In a decade, automated vessels might interact with one another. For instance, the Vessel Train, a pilot project funded by the European Union and coordinated by the Netherlands Maritime Technology Foundation in Rotterdam, uses a crewed lead vessel to head a convoy of smaller, automated ones that can access small waterways around ports efficiently. Ultimately, fleets of self-steering ships or boats might be managed from maritime traffic-control centres located on shore.
But if autonomous vessels are to fulfil their promise, much remains to be done — and soon. More than 50,000 merchant ships trade internationally, under the flags of some 150 nations. A large, high-tech vessel can cost US$200 million to build, and can operate for decades. Ships are complex technically. They need to work in busy shipping lanes, ports and rough open seas.
Combining maritime systems is daunting — from radar, satellites and GPS, cameras and sensors, to image recognition, data analytics and machine-learning algorithms. And autonomous ships need to be plugged into a broader ecosystem of maritime technologies, including interactions between ships and with cargo handlers, equipment, pilots, traffic services and ports.
Here, we highlight research gaps in six key areas.
Understand the challenges at different levels of autonomy
The roll-out of increasing levels of autonomy needs to be managed to assure safety and to allow regulation to keep up.
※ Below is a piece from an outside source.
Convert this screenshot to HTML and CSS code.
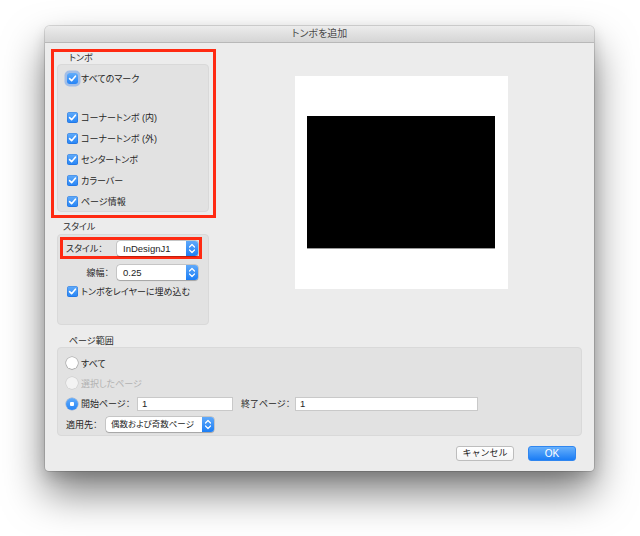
FILE: index.html
```
<!DOCTYPE html>
<html lang="ja">
<head>
  <meta charset="utf-8">
  <title>トンボを追加</title>
  <link rel="stylesheet" href="styles.css">
</head>
<body>
  <div class="window">
    <div class="titlebar">トンボを追加</div>
    <div class="top">
      <div class="left-col">
        <!-- marks -->
        <div class="mark-frame">
          <div class="sect-label">トンボ</div>
          <div class="group group-marks">
            <div class="check-row"><span class="check focus"><svg viewBox="0 0 11 11"><path d="M2.6 5.6 L4.6 7.7 L8.4 3.2"/></svg></span>すべてのマーク</div>
            <div class="check-row spaced"><span class="check"><svg viewBox="0 0 11 11"><path d="M2.6 5.6 L4.6 7.7 L8.4 3.2"/></svg></span>コーナートンボ (内)</div>
            <div class="check-row"><span class="check"><svg viewBox="0 0 11 11"><path d="M2.6 5.6 L4.6 7.7 L8.4 3.2"/></svg></span>コーナートンボ (外)</div>
            <div class="check-row"><span class="check"><svg viewBox="0 0 11 11"><path d="M2.6 5.6 L4.6 7.7 L8.4 3.2"/></svg></span>センタートンボ</div>
            <div class="check-row"><span class="check"><svg viewBox="0 0 11 11"><path d="M2.6 5.6 L4.6 7.7 L8.4 3.2"/></svg></span>カラーバー</div>
            <div class="check-row"><span class="check"><svg viewBox="0 0 11 11"><path d="M2.6 5.6 L4.6 7.7 L8.4 3.2"/></svg></span>ページ情報</div>
          </div>
        </div>
        <!-- style -->
        <div class="sect-label">スタイル</div>
        <div class="group group-style">
          <div class="style-frame">
            <div class="field-row">
              <span class="field-label lbl-style">スタイル：</span>
              <span class="select sel-style"><span class="select-val">InDesignJ1</span><span class="stepper"><svg viewBox="0 0 12 15"><path d="M3.5 6 L6 3.5 L8.5 6 M3.5 9 L6 11.5 L8.5 9"/></svg></span></span>
            </div>
          </div>
          <div class="field-row row-width">
            <span class="field-label lbl-width">線幅：</span>
            <span class="select sel-style"><span class="select-val">0.25</span><span class="stepper"><svg viewBox="0 0 12 15"><path d="M3.5 6 L6 3.5 L8.5 6 M3.5 9 L6 11.5 L8.5 9"/></svg></span></span>
          </div>
          <div class="check-row row-layer"><span class="check"><svg viewBox="0 0 11 11"><path d="M2.6 5.6 L4.6 7.7 L8.4 3.2"/></svg></span>トンボをレイヤーに埋め込む</div>
        </div>
      </div>
      <div class="preview">
        <div class="preview-page"></div>
      </div>
    </div>

    <div class="sect-label range-label">ページ範囲</div>
    <div class="group group-range">
      <div class="radio-row"><span class="radio"></span>すべて</div>
      <div class="radio-row disabled"><span class="radio"></span>選択したページ</div>
      <div class="radio-row tall"><span class="radio on"></span><span class="lbl-start">開始ページ：</span><span class="input in-start">1</span><span class="lbl-end">終了ページ：</span><span class="input in-end">1</span></div>
      <div class="radio-row tall"><span class="lbl-apply">適用先：</span><span class="select sel-apply"><span class="select-val">偶数および奇数ページ</span><span class="stepper"><svg viewBox="0 0 12 15"><path d="M3.5 6 L6 3.5 L8.5 6 M3.5 9 L6 11.5 L8.5 9"/></svg></span></span></div>
    </div>

    <div class="buttons">
      <button class="btn btn-cancel">キャンセル</button>
      <button class="btn btn-ok">OK</button>
    </div>
  </div>
</body>
</html>
```

FILE: styles.css
```
html {background: #fff;}
body {margin: 0; padding-top: 26px; min-height: 536px; box-sizing: border-box; font-family: "Liberation Sans", "Noto Sans CJK JP", sans-serif; font-size: 9px; color: #262626; font-feature-settings: "palt";}

.window {width: 549px; height: 445px; margin-left: 45px; box-sizing: border-box; background: #ececec; border-radius: 5px 5px 4px 4px;
  box-shadow: 0 0 0 1px rgba(0,0,0,.13), 0 22px 40px rgba(0,0,0,.5), 0 6px 14px rgba(0,0,0,.14);}
.titlebar {height: 17px; box-sizing: border-box; border-bottom: 1px solid #b8b8b8; background: linear-gradient(#ececec, #d5d5d5); border-radius: 5px 5px 0 0;
  text-align: center; line-height: 16px; font-size: 10px; color: #4a4a4a;}

.top {display: flex; padding: 6px 0 0 6px;}
.left-col {width: 165px;}
.mark-frame {border: 3px solid #ff2a12; padding: 0 4px 3px 3px;}
.sect-label {height: 12px; line-height: 12px; padding-left: 12px; color: #2b2b2b;}
.left-col > .sect-label {margin-top: 3px;}
.group {box-sizing: border-box; background: #e2e2e2; border: 1px solid #d9d9d9; border-radius: 4px;}
.group-marks {width: 152px; height: 148px; padding: 3px 0 0 9px;}
.group-style {width: 152px; height: 91px; margin: 1px 0 0 6px;}

.check-row {display: flex; align-items: center; height: 21px; white-space: nowrap;}
.check-row.spaced {margin-top: 18px;}
.check {width: 11px; height: 11px; margin-right: 3px; border-radius: 2.5px; background: linear-gradient(#62acfa, #2584f6); box-shadow: inset 0 0 0 .5px rgba(0,60,160,.35); flex: none;}
.check svg {display: block; width: 11px; height: 11px; fill: none; stroke: #fff; stroke-width: 1.6; stroke-linecap: round; stroke-linejoin: round;}
.check.focus {box-shadow: 0 0 0 2.5px rgba(110,160,235,.55);}

.style-frame {width: 142px; height: 22px; box-sizing: border-box; margin: 2px 0 0 2px; border: 3px solid #ff2a12;}
.field-row {display: flex; align-items: center; height: 16px;}
.field-label {text-align: right; padding-right: 8px; box-sizing: border-box; white-space: nowrap;}
.lbl-style {width: 54px; text-align: left; padding-left: 3px;}
.lbl-width {width: 59px;}
.row-width {margin-top: 5px;}
.row-layer {margin-top: 3px; padding-left: 9px; height: 16px;}

.select {display: flex; height: 15px; box-sizing: border-box; background: #fff; border-radius: 3px; box-shadow: 0 0 0 .5px rgba(0,0,0,.22), 0 .5px 1px rgba(0,0,0,.18); overflow: hidden;}
.select-val {flex: 1; padding-left: 6px; line-height: 15px; font-size: 9.5px; color: #1e1e1e; white-space: nowrap;}
.stepper {width: 12px; background: linear-gradient(#5fa9fa, #1c7ef5);}
.stepper svg {display: block; width: 12px; height: 15px; fill: none; stroke: #fff; stroke-width: 1.2; stroke-linecap: round; stroke-linejoin: round;}
.sel-style {width: 81px;}
.sel-apply {width: 108px;}
.sel-apply .select-val {font-size: 8.5px; padding-left: 5px;}

.preview {width: 213px; height: 213px; margin: 27px 0 0 79px; background: #fff; padding: 40px 0 0 12px; box-sizing: border-box;}
.preview-page {width: 188px; height: 133px; background: #000; border-bottom: 1px solid #9a9a9a; box-sizing: border-box;}

.range-label {margin: 11px 0 0 12px; height: 11px; line-height: 11px;}
.group-range {width: 525px; height: 89px; margin: 0 0 0 12px; padding: 5px 0 0 8px;}
.radio-row {display: flex; align-items: center; height: 20px; white-space: nowrap;}
.radio-row.tall {height: 21px;}
.radio {width: 12px; height: 12px; margin-right: 3px; box-sizing: border-box; border-radius: 50%; background: #fff; box-shadow: 0 0 0 .5px rgba(0,0,0,.3), 0 .5px 1px rgba(0,0,0,.2); flex: none;}
.radio.on {background: radial-gradient(circle, #fff 0 2px, transparent 2.5px), linear-gradient(#62acfa, #2584f6); box-shadow: 0 0 0 .5px rgba(0,60,160,.35);}
.disabled {color: #b2b2b2;}
.disabled .radio {background: #f3f3f3; box-shadow: 0 0 0 .5px rgba(0,0,0,.12);}
.lbl-start {width: 56px;}
.lbl-end {width: 54px; margin-left: 8px;}
.lbl-apply {width: 40px;}
.input {height: 14px; box-sizing: border-box; background: #fff; border: 1px solid #c9c9c9; padding-left: 4px; line-height: 12px; font-size: 9.5px;}
.in-start {width: 96px;}
.in-end {width: 183px;}

.buttons {display: flex; justify-content: flex-end; gap: 14px; padding: 10px 18px 0 0;}
.btn {height: 15px; padding: 0; border-radius: 3px; font-family: inherit; font-size: 9px; line-height: 13px;}
.btn-cancel {width: 58px; background: linear-gradient(#fff, #f5f5f5); border: 1px solid #bdbdbd; color: #222;}
.btn-ok {width: 48px; background: linear-gradient(#67b0fb, #1a7cf5); border: 1px solid #2f86f0; color: #fff; font-size: 10px;}
```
Operational guidelines are needed for vessels in the four classes of autonomy defined by the IMO.
The first challenge is to add sensors and algorithms based on AI and deep learning to the autopilot systems that are currently used on some crewed ships and boats — classed as IMO autonomy level one. Obstacles such as small boats, debris, swimmers and riverbanks do not appear on radar or on the global ‘automatic identification system’ (AIS) that tracks maritime traffic. Visual and thermal cameras and lasers would give a captain a better view of what is around, helping to avoid collisions, assess risks and plan routes — tasks that are now done manually. But to do that, researchers need to overcome limitations to sensor systems — for instance, that some smaller obstacles can be indistinguishable from waves.